The biggest problem is that beef is easy to pick on. There are numerous people in the health industry and in journalism that take pride in bashing beef. That one video of the downer milk cow really did the damage a few years back, as it put a bad picture in the public’s mind and one they don’t want to forget.
I’m not sure we can win the information battle alone. Studies have shown that during prosperous times, and also during the bad economic times, the consumer wants a convenient product to prepare in the evening. It has been proven that as more women in households work, chicken and pork consumption rises along with fast food like McDonald’s. The consumer knows that it’s not better for them, but the convenience they’re buying is the number one reason for their choice. They are just going to have to develop more beef products that fit the bill of convenience. There are some good products out there and we need to really promote them through the Checkoff.

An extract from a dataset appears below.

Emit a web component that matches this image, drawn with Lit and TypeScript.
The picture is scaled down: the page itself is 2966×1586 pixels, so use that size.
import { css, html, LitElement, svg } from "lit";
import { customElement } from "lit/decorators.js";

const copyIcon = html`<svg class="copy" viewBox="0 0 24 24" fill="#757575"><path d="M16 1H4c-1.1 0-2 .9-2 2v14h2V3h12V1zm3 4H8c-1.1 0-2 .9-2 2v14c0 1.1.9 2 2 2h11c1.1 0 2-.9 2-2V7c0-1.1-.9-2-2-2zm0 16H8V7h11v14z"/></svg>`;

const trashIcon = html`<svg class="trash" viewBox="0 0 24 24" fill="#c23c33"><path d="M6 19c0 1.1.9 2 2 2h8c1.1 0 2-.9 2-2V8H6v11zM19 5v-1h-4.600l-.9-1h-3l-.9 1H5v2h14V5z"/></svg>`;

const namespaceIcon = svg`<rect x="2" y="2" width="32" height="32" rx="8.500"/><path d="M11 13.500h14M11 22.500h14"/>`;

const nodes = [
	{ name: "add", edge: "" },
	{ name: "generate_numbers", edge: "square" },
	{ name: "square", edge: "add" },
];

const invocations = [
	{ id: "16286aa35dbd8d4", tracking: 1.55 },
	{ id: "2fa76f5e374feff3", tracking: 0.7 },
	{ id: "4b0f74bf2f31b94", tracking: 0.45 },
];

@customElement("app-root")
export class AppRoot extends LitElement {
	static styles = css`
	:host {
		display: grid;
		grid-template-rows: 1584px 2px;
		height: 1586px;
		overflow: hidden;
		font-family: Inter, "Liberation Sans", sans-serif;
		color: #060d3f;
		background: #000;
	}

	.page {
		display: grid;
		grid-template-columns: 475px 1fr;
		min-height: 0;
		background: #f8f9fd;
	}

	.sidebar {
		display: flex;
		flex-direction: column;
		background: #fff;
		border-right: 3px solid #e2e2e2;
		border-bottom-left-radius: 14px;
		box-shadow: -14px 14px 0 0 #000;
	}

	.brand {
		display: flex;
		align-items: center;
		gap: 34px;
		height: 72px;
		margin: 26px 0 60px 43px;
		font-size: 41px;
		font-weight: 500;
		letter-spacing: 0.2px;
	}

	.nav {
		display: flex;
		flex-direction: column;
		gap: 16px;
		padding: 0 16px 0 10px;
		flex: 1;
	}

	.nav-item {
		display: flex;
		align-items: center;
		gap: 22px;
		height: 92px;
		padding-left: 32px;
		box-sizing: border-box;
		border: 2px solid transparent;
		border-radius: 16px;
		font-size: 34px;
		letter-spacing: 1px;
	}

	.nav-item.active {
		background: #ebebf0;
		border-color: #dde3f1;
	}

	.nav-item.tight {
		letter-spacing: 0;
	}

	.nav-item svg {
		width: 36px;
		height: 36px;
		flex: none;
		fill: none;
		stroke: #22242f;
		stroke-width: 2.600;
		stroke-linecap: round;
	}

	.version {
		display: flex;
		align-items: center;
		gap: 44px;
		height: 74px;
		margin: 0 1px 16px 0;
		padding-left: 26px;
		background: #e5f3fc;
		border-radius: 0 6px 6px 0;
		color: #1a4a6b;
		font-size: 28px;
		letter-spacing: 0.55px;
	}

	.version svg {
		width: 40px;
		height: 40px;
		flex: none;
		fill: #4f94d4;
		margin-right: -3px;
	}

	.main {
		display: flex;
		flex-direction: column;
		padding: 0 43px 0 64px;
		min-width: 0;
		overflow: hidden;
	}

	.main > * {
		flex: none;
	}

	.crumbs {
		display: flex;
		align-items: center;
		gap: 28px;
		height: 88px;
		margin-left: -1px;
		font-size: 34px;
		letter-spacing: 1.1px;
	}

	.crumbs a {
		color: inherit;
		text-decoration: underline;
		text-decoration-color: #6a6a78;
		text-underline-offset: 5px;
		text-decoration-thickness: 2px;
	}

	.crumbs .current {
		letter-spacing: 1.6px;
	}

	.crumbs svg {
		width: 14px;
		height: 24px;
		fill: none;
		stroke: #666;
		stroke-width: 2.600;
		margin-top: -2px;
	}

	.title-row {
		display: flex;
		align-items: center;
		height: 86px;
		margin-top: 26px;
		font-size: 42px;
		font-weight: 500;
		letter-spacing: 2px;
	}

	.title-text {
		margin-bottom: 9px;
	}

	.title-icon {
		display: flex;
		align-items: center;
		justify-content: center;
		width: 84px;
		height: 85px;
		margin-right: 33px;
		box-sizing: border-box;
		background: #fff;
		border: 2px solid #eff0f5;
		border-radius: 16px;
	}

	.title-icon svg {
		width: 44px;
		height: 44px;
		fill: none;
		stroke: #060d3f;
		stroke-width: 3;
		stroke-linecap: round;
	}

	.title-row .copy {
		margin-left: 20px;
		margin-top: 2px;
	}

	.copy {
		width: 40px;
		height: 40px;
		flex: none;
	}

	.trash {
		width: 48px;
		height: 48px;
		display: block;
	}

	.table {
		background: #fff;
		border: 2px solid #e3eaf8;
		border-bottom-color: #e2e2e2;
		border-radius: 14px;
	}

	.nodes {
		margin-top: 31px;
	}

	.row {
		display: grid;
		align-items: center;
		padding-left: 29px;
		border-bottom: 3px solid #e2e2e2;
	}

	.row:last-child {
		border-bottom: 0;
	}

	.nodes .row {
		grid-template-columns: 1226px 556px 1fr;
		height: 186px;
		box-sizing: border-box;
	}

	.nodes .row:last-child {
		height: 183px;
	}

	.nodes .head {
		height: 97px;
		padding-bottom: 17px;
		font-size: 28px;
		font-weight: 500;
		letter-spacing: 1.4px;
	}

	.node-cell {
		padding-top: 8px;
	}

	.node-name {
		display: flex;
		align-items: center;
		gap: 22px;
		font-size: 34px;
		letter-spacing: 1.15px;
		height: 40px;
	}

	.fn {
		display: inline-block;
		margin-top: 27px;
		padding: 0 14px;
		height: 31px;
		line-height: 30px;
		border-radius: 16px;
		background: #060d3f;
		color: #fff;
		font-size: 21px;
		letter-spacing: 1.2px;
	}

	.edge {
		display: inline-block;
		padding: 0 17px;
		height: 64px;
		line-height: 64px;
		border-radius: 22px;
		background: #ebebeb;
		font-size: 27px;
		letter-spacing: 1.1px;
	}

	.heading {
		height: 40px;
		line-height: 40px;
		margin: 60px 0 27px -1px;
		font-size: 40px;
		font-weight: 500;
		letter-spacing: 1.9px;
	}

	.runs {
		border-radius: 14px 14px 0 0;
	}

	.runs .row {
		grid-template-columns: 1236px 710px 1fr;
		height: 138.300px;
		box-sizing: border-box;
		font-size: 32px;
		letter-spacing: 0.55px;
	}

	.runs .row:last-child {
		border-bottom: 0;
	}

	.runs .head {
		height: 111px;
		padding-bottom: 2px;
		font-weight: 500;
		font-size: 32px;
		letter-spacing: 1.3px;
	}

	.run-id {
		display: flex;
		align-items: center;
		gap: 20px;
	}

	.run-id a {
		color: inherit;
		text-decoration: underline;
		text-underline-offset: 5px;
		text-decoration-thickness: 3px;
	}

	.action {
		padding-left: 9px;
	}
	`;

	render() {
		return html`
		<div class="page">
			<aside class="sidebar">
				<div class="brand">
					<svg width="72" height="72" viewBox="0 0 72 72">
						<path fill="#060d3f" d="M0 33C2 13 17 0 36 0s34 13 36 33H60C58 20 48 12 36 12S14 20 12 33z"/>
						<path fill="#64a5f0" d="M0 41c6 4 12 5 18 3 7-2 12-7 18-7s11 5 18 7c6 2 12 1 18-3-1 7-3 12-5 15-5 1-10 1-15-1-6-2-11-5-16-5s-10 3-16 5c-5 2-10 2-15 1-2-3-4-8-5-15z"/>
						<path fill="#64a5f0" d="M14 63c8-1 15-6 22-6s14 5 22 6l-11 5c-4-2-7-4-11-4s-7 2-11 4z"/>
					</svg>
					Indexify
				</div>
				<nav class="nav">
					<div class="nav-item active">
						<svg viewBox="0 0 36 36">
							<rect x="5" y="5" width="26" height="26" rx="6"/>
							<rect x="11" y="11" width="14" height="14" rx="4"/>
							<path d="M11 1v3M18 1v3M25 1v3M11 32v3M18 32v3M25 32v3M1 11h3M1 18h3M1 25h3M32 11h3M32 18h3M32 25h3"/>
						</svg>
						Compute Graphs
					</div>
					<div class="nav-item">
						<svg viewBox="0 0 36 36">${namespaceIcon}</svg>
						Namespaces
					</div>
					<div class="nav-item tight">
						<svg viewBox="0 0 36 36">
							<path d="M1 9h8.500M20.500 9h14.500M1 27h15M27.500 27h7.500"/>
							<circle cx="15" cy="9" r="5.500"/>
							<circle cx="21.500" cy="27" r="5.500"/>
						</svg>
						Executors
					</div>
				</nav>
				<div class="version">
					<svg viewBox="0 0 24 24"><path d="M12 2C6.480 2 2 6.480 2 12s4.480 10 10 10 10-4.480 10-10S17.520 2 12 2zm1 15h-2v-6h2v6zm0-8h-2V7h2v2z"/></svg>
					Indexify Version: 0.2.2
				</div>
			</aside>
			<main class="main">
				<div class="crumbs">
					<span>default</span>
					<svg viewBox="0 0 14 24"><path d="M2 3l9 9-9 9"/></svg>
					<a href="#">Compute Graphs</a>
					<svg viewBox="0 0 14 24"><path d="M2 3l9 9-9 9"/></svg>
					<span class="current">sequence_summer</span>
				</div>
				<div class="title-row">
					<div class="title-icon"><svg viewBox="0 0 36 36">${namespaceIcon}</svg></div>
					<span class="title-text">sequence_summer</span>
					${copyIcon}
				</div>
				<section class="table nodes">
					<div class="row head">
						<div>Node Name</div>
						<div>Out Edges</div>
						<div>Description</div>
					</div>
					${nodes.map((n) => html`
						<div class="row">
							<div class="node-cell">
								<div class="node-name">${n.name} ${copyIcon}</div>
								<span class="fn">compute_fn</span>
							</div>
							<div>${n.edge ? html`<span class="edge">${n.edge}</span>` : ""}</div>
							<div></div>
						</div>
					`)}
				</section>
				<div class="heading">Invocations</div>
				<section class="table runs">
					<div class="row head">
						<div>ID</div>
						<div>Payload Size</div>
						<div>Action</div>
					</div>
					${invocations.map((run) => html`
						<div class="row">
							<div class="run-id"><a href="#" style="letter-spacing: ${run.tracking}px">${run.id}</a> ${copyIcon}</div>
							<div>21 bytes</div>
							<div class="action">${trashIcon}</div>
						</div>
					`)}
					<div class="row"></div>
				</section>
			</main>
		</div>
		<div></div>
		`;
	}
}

The good part for beef producers is that the American public likes a beef product finished on corn. Australia, Brazil and, to some extent, Argentina can’t produce that product, but their consumers are used to grass fed and like it. Only in Canada and America can we produce that product economically for the consumer.
Sadly the feedlot industry hasn’t been a part of that lately. We now have the same numbers of cattle as in the 1950’s, but our end product is larger. In the 50’s or 60’s a hanging cow carcass weighed around 640 pounds, now it’s around 850 pounds. We’re producing the same amount of meat with less cows, and the same goes for milk and milk cows. Some say we’re putting ourselves out of business.
Thanks to our Checkoffs we can brag on new cuts of beef coming from the chuck like the flat iron and sierra. These small steaks and others coming from the chuck and other parts of the carcass have been identified as muscles that can be processed and cooked in less time and fit the bill of convienience.
These are is exciting times, and here in the West it is still an honor to buy your friend a steak.